In mid-2022, the world is in its third year of a devastating global pandemic from COVID‑19. Nurses have been an essential backbone of the pandemic response, car- ing for so many sick and dying patients, vaccinating millions, and educating the public, among other things. Nurses, and other health-care professionals, have been doing all this under conditions of uncertainty, fear, scarcity, evolving information, and rampant divisiveness. They are frustrated, tired, and distressed. Yet, they keep showing up, providing quality care under challenging circumstances, and saving lives. The ethical challenges inherent in nursing care during a pandemic are many, some familiar and some novel.
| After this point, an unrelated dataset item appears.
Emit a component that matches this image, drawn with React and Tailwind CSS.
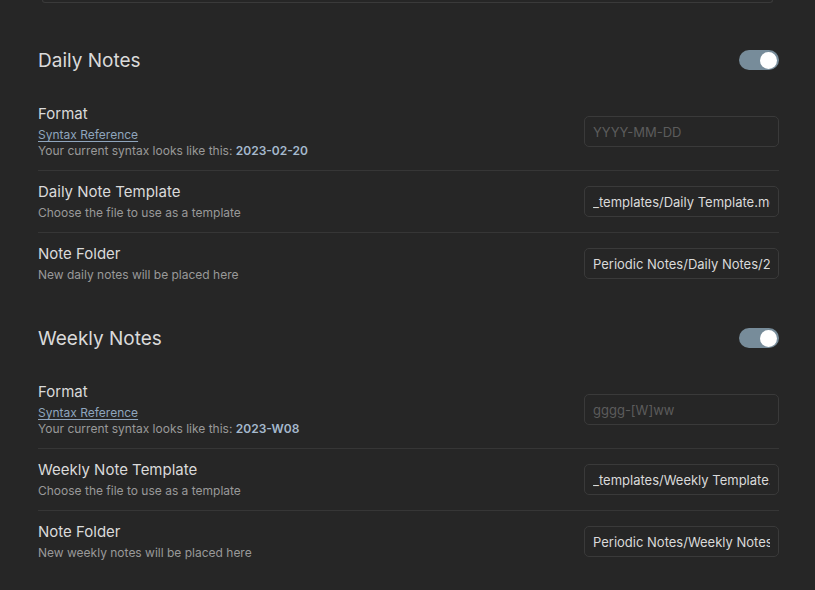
import React from "react";

function Toggle() {
  return (
    <div className="flex h-[20px] w-[40px] items-center justify-end rounded-full bg-[#778c9a] px-[2px]">
      <div className="h-[17px] w-[17px] rounded-full bg-white" />
    </div>
  );
}

function TextInput({ value, placeholder }) {
  return (
    <input
      readOnly
      value={value || ""}
      placeholder={placeholder}
      className="h-[31px] w-[195px] shrink-0 rounded-[5px] border border-[#3a3a3a] bg-[#262626] px-[8px] text-[13px] text-[#dadada] placeholder-[#5c5c5c] outline-none"
    />
  );
}

function Setting({ title, children, value, placeholder, first }) {
  return (
    <div
      className={`flex items-center justify-between gap-4 pb-[11px] ${
        first ? "pt-[12px]" : "border-t border-[#363636] pt-[11px]"
      }`}
    >
      <div className="flex flex-col">
        <div className="text-[15px] leading-[20px] text-[#dadada]">{title}</div>
        <div className="mt-[3px] text-[12px] leading-[16px] text-[#999999]">{children}</div>
      </div>
      <TextInput value={value} placeholder={placeholder} />
    </div>
  );
}

function FormatDesc({ sample }) {
  return (
    <>
      <a className="block text-[#8fa5bd] underline underline-offset-[2px]">Syntax Reference</a>
      <span className="block">
        Your current syntax looks like this:{" "}
        <b className="font-semibold text-[#a5b9cd]">{sample}</b>
      </span>
    </>
  );
}

function Section({ name, children }) {
  return (
    <div className="pt-[31px]">
      <div className="mb-[19px] flex h-[26px] items-center justify-between">
        <h2 className="pt-[1px] text-[19px] leading-[26px] text-[#dadada]">{name}</h2>
        <Toggle />
      </div>
      {children}
    </div>
  );
}

export default function App() {
  return (
    <div
      className="h-[590px] w-full overflow-hidden bg-[#262626]"
      style={{ fontFamily: "Inter, 'Noto Sans', sans-serif" }}
    >
      <div className="mx-[42px] h-[3px] rounded-b-[6px] border-x border-b border-[#3a3a3a]" />
      <div className="ml-[38px] mr-[36px] mt-[13px]">
        <Section name="Daily Notes">
          <Setting first title="Format" placeholder="YYYY-MM-DD">
            <FormatDesc sample="2023-02-20" />
          </Setting>
          <Setting title="Daily Note Template" value="_templates/Daily Template.md">
            Choose the file to use as a template
          </Setting>
          <Setting title="Note Folder" value="Periodic Notes/Daily Notes/2023">
            New daily notes will be placed here
          </Setting>
        </Section>
        <Section name="Weekly Notes">
          <Setting first title="Format" placeholder="gggg-[W]ww">
            <FormatDesc sample="2023-W08" />
          </Setting>
          <Setting title="Weekly Note Template" value="_templates/Weekly Template.md">
            Choose the file to use as a template
          </Setting>
          <Setting title="Note Folder" value="Periodic Notes/Weekly Notes/2023">
            New weekly notes will be placed here
          </Setting>
        </Section>
      </div>
    </div>
  );
}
Nurse-ethicists have an important role in supporting

ethical decision-making and resources for practicing nurses and nurses in training, and all of us have to work together to apply lessons learned to improve and assure ethical workplaces, support nurses and the health-care workforce, and prepare for future pandemics. We have certainly learned that the exigencies of a pandemic with a novel, highly transmissible, and pathogenic virus put considerable strain on the systems in place to provide needed patient care. We have learned that health-care providers need support, more than we usually provide, but as importantly we need to bolster the systems in which health care is delivered. We have learned how valuable bioethics can be to making decisions that consider both data and values for individual patients, families, and clinicians, as well as for organizations and society. Bioethics can valuably help in anticipating and in dealing with the consequences of decisions made and omitted, help us learn to disagree but still come to a workable consensus, and remind us how important it is to show compassion and caring for each other.